The willowy blonde sat in her Big Bird jammies, a chocolate cupcake in one hand.

Putting my pencil between my teeth, I re-read the words I'd written and then erased them. Next I drew a tulip with eyes, a nose and a goatee … and then my mind wandered.

“Writers are a superstitious lot,” I announced.

“Ummm,” my husband, Russ, replied. I wondered if that meant he was listening or he liked the looks of the donut sitting on my desk.

“I’m not superstitious, though,” I continued. “LDS authors never are.” I looked at my pencil. No wonder my writing was going nowhere; I wasn’t using my Scooby Doo pencil.

After searching for it for ten minutes, I gave up and pulled out my rabbit’s foot. Attaching it to my lucky pen, I started again.

She sat in her Big Bird jammies, a Twinkie in one hand.

I opened the Wite-Out and covered what I'd written. I didn’t have writer’s block, I was just … not getting any good ideas. My mind wandered again.

Is Wite-Out indelible? I wondered. If not, maybe I could use it for Halloween make-up in the fall. Just to test it, I painted a thin, white mustache on my upper lip and was putting the finishing curves on when…

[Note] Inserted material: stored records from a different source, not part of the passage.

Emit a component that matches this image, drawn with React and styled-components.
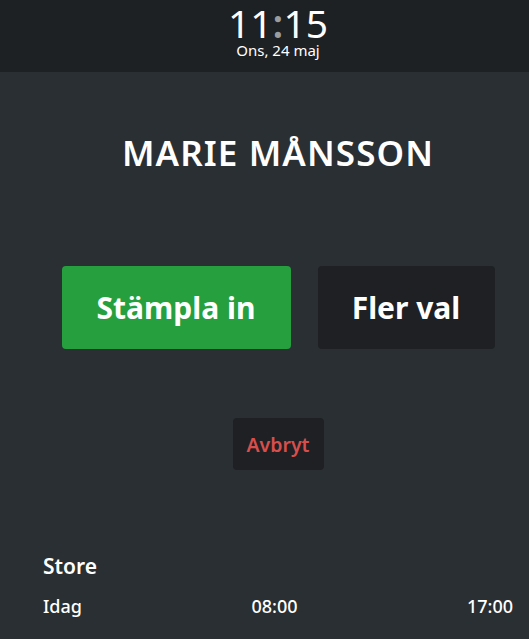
import React from "react";
import styled, { createGlobalStyle } from "styled-components";

const Global = createGlobalStyle`
  html, body { margin: 0; padding: 0; background: #2a2f33; }
  body { font-family: "Noto Sans", "Liberation Sans", sans-serif; color: #fff; overflow: hidden; }
  * { box-sizing: border-box; }
`;

const Page = styled.div`
  width: 529px;
  height: 639px;
  background: #2a2f33;
  display: flex;
  flex-direction: column;
`;

const Header = styled.header`
  height: 72px;
  background: #1e2124;
  padding: 4px 16px 0 43px;
  display: flex;
  flex-direction: column;
  align-items: center;
`;

const Clock = styled.div`
  font-family: "Noto Sans", "Open Sans", sans-serif;
  font-weight: 400;
  font-size: 39px;
  line-height: 38px;
`;

const Colon = styled.span`
  color: #9a9da0;
  font-weight: 600;
`;

const DateText = styled.div`
  font-size: 15px;
  line-height: 16px;
`;

const Main = styled.main`
  flex: 1;
  padding: 0 16px 0 43px;
  display: flex;
  flex-direction: column;
`;

const Name = styled.h1`
  margin: 0;
  margin-top: 59px;
  text-align: center;
  font-size: 35px;
  line-height: 44px;
  font-weight: 600;
  letter-spacing: 1.1px;
`;

const ButtonRow = styled.div`
  display: flex;
  justify-content: center;
  gap: 27px;
  margin-top: 91px;
`;

const BigButton = styled.button`
  width: ${p => p.$w}px;
  height: 83px;
  border: none;
  border-radius: 4px;
  background: ${p => (p.$primary ? "#26a03e" : "#1e2023")};
  color: #fff;
  font-family: inherit;
  font-weight: 700;
  font-size: 30px;
`;

const CancelWrap = styled.div`
  display: flex;
  justify-content: center;
  margin-top: 69px;
`;

const Cancel = styled.button`
  width: 91px;
  height: 52px;
  border: none;
  border-radius: 4px;
  background: #1e2023;
  color: #d64f4c;
  font-family: inherit;
  font-weight: 600;
  font-size: 19.5px;
`;

const Section = styled.div`
  margin-top: 82px;
`;

const SectionTitle = styled.div`
  font-size: 21px;
  font-weight: 600;
  line-height: 28px;
`;

const ScheduleRow = styled.div`
  display: flex;
  justify-content: space-between;
  margin-top: 14px;
  font-size: 18px;
  line-height: 24px;
  font-weight: 500;
`;

export default function App() {
  return (
    <Page>
      <Global />
      <Header>
        <Clock>11<Colon>:</Colon>15</Clock>
        <DateText>Ons, 24 maj</DateText>
      </Header>
      <Main>
        <Name>MARIE MÅNSSON</Name>
        <ButtonRow>
          <BigButton $primary $w={229}>Stämpla in</BigButton>
          <BigButton $w={177}>Fler val</BigButton>
        </ButtonRow>
        <CancelWrap>
          <Cancel>Avbryt</Cancel>
        </CancelWrap>
        <Section>
          <SectionTitle>Store</SectionTitle>
          <ScheduleRow>
            <span>Idag</span>
            <span>08:00</span>
            <span>17:00</span>
          </ScheduleRow>
        </Section>
      </Main>
    </Page>
  );
}
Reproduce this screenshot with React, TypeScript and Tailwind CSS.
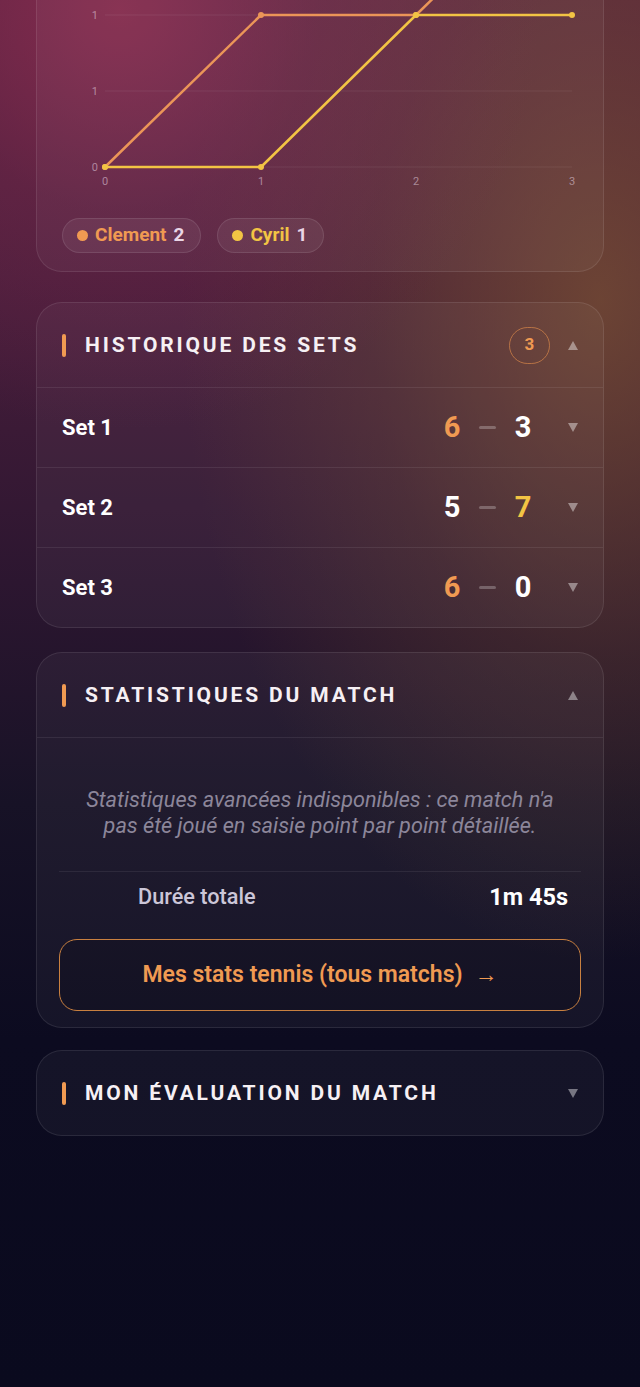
import React from "react";

const font = { fontFamily: "Roboto, 'Noto Sans', sans-serif" };

function Tri({ up }: { up?: boolean }) {
  return (
    <svg width="10" height="9" viewBox="0 0 10 9" className="shrink-0">
      {up ? (
        <polygon points="5,0 10,9 0,9" fill="rgba(255,255,255,0.42)" />
      ) : (
        <polygon points="0,0 10,0 5,9" fill="rgba(255,255,255,0.42)" />
      )}
    </svg>
  );
}

function Header({ title, badge, up }: { title: string; badge?: string; up?: boolean }) {
  return (
    <div className="flex h-[84px] items-center pl-[25px] pr-[25px]">
      <div className="h-[23px] w-[4px] rounded-full bg-[#f09a52]" />
      <div className="ml-[19px] flex-1 pt-[2px] text-[21px] font-bold uppercase tracking-[0.135em] text-[#f6f0f4]">
        {title}
      </div>
      {badge && (
        <div className="mr-[18px] flex h-[37px] w-[41px] items-center justify-center rounded-full border border-[#d9874a]/70 text-[17px] font-bold text-[#f09a52]">
          {badge}
        </div>
      )}
      <Tri up={up} />
    </div>
  );
}

function Chart() {
  const xs = [68, 224, 379, 535];
  const gy = [53, 129, 205, 281, 357];
  const labels: Record<number, string> = { 205: "1", 281: "1", 357: "0" };
  const orange = [357, 205, 205, 53];
  const yellow = [357, 357, 205, 205];
  const pts = (ys: number[]) => ys.map((y, i) => `${xs[i]},${y}`).join(" ");
  return (
    <svg width="568" height="385" viewBox="0 0 568 385" className="block">
      {gy.map((y) => (
        <line key={y} x1={68} x2={535} y1={y} y2={y} stroke="rgba(255,255,255,0.07)" strokeWidth="1" />
      ))}
      {[205, 281, 357].map((y) => (
        <text key={"l" + y} x={61} y={y + 4} textAnchor="end" fontSize="11" fill="rgba(230,210,225,0.55)" style={font}>
          {labels[y]}
        </text>
      ))}
      {xs.map((x, i) => (
        <text key={"x" + x} x={x} y={375} textAnchor="middle" fontSize="11" fill="rgba(230,210,225,0.55)" style={font}>
          {i}
        </text>
      ))}
      <polyline points={pts(orange)} fill="none" stroke="#eb9558" strokeWidth="2.5" strokeLinejoin="round" />
      {orange.map((y, i) => (
        <circle key={"o" + i} cx={xs[i]} cy={y} r="3" fill="#eb9558" />
      ))}
      <polyline points={pts(yellow)} fill="none" stroke="#f2c444" strokeWidth="2.5" strokeLinejoin="round" />
      {yellow.map((y, i) => (
        <circle key={"y" + i} cx={xs[i]} cy={y} r="3" fill="#f2c444" />
      ))}
    </svg>
  );
}

function Pill({ name, score, color }: { name: string; score: number; color: string }) {
  return (
    <div className="flex h-[35px] items-center gap-[7px] rounded-full border border-white/10 bg-white/[0.06] pl-[14px] pr-[16px]">
      <span className={`h-[11px] w-[11px] rounded-full ${color === "o" ? "bg-[#f09a52]" : "bg-[#f2c444]"}`} />
      <span className={`text-[19px] font-bold ${color === "o" ? "text-[#f09a52]" : "text-[#f2c444]"}`}>{name}</span>
      <span className="text-[19px] font-bold text-[#ead6e6]">{score}</span>
    </div>
  );
}

function SetRow({ label, a, b, ca, cb }: { label: string; a: number; b: number; ca: string; cb: string }) {
  return (
    <div className="flex h-[80px] items-center border-t border-white/[0.08] pl-[25px] pr-[25px]">
      <div className="flex-1 text-[22px] font-bold text-white">{label}</div>
      <div className={`w-[18px] text-center text-[29px] font-bold ${ca}`}>{a}</div>
      <div className="mx-[18px] h-[3px] w-[17px] rounded-full bg-white/25" />
      <div className={`w-[18px] text-center text-[29px] font-bold ${cb}`}>{b}</div>
      <div className="ml-[36px]">
        <Tri />
      </div>
    </div>
  );
}

export default function App() {
  return (
    <div
      style={font}
      className="min-h-[1387px] w-full overflow-hidden bg-[#0a0a1e] bg-[radial-gradient(circle_at_120px_10px,rgba(140,45,80,0.85)_0px,rgba(120,40,75,0.4)_200px,transparent_420px),radial-gradient(ellipse_330px_520px_at_600px_300px,rgba(120,80,50,0.75)_0px,rgba(100,65,45,0.35)_230px,transparent_420px),linear-gradient(180deg,#5c2442_0%,#4a1e3c_20%,#2c1630_42%,#171226_58%,#0c0b20_75%,#0a0a1e_100%)]"
    >
      <div className="mx-[36px] flex flex-col">
        <div className="-mt-[191px] overflow-hidden rounded-[26px] border border-white/[0.09] bg-white/[0.04]">
          <Chart />
          <div className="mt-[23px] flex gap-[16px] pb-[18px] pl-[25px]">
            <Pill name="Clement" score={2} color="o" />
            <Pill name="Cyril" score={1} color="y" />
          </div>
        </div>

        <div className="mt-[30px] overflow-hidden rounded-[26px] border border-white/[0.09] bg-white/[0.04]">
          <Header title="Historique des sets" badge="3" up />
          <SetRow label="Set 1" a={6} b={3} ca="text-[#f09a52]" cb="text-white" />
          <SetRow label="Set 2" a={5} b={7} ca="text-white" cb="text-[#f2c444]" />
          <SetRow label="Set 3" a={6} b={0} ca="text-[#f09a52]" cb="text-white" />
        </div>

        <div className="mt-[24px] overflow-hidden rounded-[26px] border border-white/[0.09] bg-white/[0.04]">
          <Header title="Statistiques du match" up />
          <div className="border-t border-white/[0.08] px-[22px] pb-[16px] pt-[49px]">
            <p className="px-[18px] text-center text-[21.7px] italic leading-[26px] text-[#8c869a]">
              Statistiques avancées indisponibles : ce match n'a pas été joué en saisie point par point détaillée.
            </p>
            <div className="mt-[32px] flex h-[52px] items-center border-t border-white/[0.07] pl-[79px] pr-[13px]">
              <div className="flex-1 text-[21.7px] font-medium text-[#cbc6d8]">Durée totale</div>
              <div className="text-[23.5px] font-bold text-white">1m 45s</div>
            </div>
            <div className="mt-[16px] flex h-[72px] items-center justify-center gap-[12px] rounded-[18px] border-[1.5px] border-[#c98040] bg-black/10 text-[23px] font-semibold text-[#f09a52]">
              <span>Mes stats tennis (tous matchs)</span>
              <span>→</span>
            </div>
          </div>
        </div>

        <div className="mt-[22px] overflow-hidden rounded-[26px] border border-white/[0.09] bg-white/[0.04]">
          <Header title="Mon évaluation du match" />
        </div>
      </div>
    </div>
  );
}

“Are you having fun?” Russ asked, tapping me on the shoulder from behind.

I spun around in my chair, frantically trying to rub it off before Russ could see it. Who would’ve guessed that Wite-Out could dry so fast?

“Just thought I’d get prepared for the ward Halloween party,” I said, rubbing my lip to no avail.

“You’re painting your face for Halloween in the summer?” Russ raised his eyebrows. “Are you sure you aren’t having a problem of some kind?”

I sighed. “You’re right. I’m really, really blocked.”

Russ patted my shoulder. “Maybe you should eat more fruit. Prunes ought to do it.”

Apparently Russ thinks he’s a comedian. Despite that fact, I started thinking … no, not about prunes, but about being blocked. “Do you think every profession has its own form of blockage?”

“Probably,” Russ said, handing me an apple for good measure. I started scribbling as thoughts flooded into my mind:

Chimney sweeps must get cinder block.
Lifeguards are plagued by sun block.
General contractors definitely have building blocks.
Brick layers probably get patio blocks.
And oooo—world famous chef, Emeril Lagasse, certainly develops chopping block.
Does an urban planner get city block?
If so, a woman who sews blankets must have quilting block.
Then again, it seems like a quarterback would have the worst case of all—block and tackle.
At Halloween, does a skeleton get spinal block?
There’s no doubt that joggers have stumbling block.
The manager at Sothebys has auction block.
Drivers at the Indy 500 must have engine block.
Are Olympic sprinters plagued by starting block?
And I think it’s safe to say that convicts get a cell block.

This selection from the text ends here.